While the large professional sports associations have not fully committed to new digital media platforms for fear of harming their cash-cow deals with network television, other consortiums like the UFC have fully embraced social media marketing and video streaming as ways to reach their core (and often coveted) viewer: The Millennial. UFC fights were broadcasted for free via Facebook starting in 2012 and now can be found across multiple video streaming platforms. As conventional boxing continues to fall out of favor of younger generations, UFC looks to connect with a broad spectrum of viewers through a free content disrupting the current pay-per-view deals for billed fights.
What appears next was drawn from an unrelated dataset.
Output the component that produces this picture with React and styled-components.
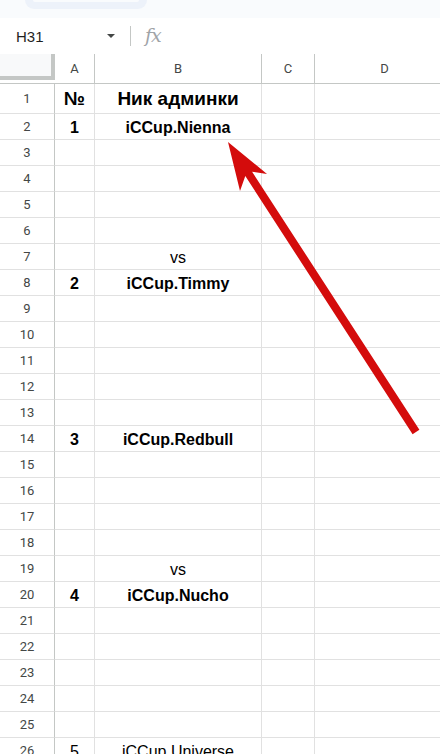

User-generated live streaming services Meerkat and Periscope add another threat layer to the horizon for conventional video content deals. These services allow individual users to live stream video of events from their smartphones, relying heavily on targeted advertisements and heuristics gathered from viewers for revenue. Television set and STB manufacturers, like LG, Samsung and Vizio, have embedded TV viewership collection technologies. This viewership data tracking technology follows a viewer’s program and network preferences and combines it with demographic data such as age, gender and ethnicity to create ads that are more effective for a particular consumer segment. These practices also create huge privacy concerns — Would fans want the NFL to know your preferred beer or what type of deodorant you wear?
Nobody knows how we will be watching Super Bowl LIX in 2025, but we are seeing the twilight of the dominance of network television deals out of New York City and the dawn of a new age of sports video content with a new set of players out of Silicon Valley.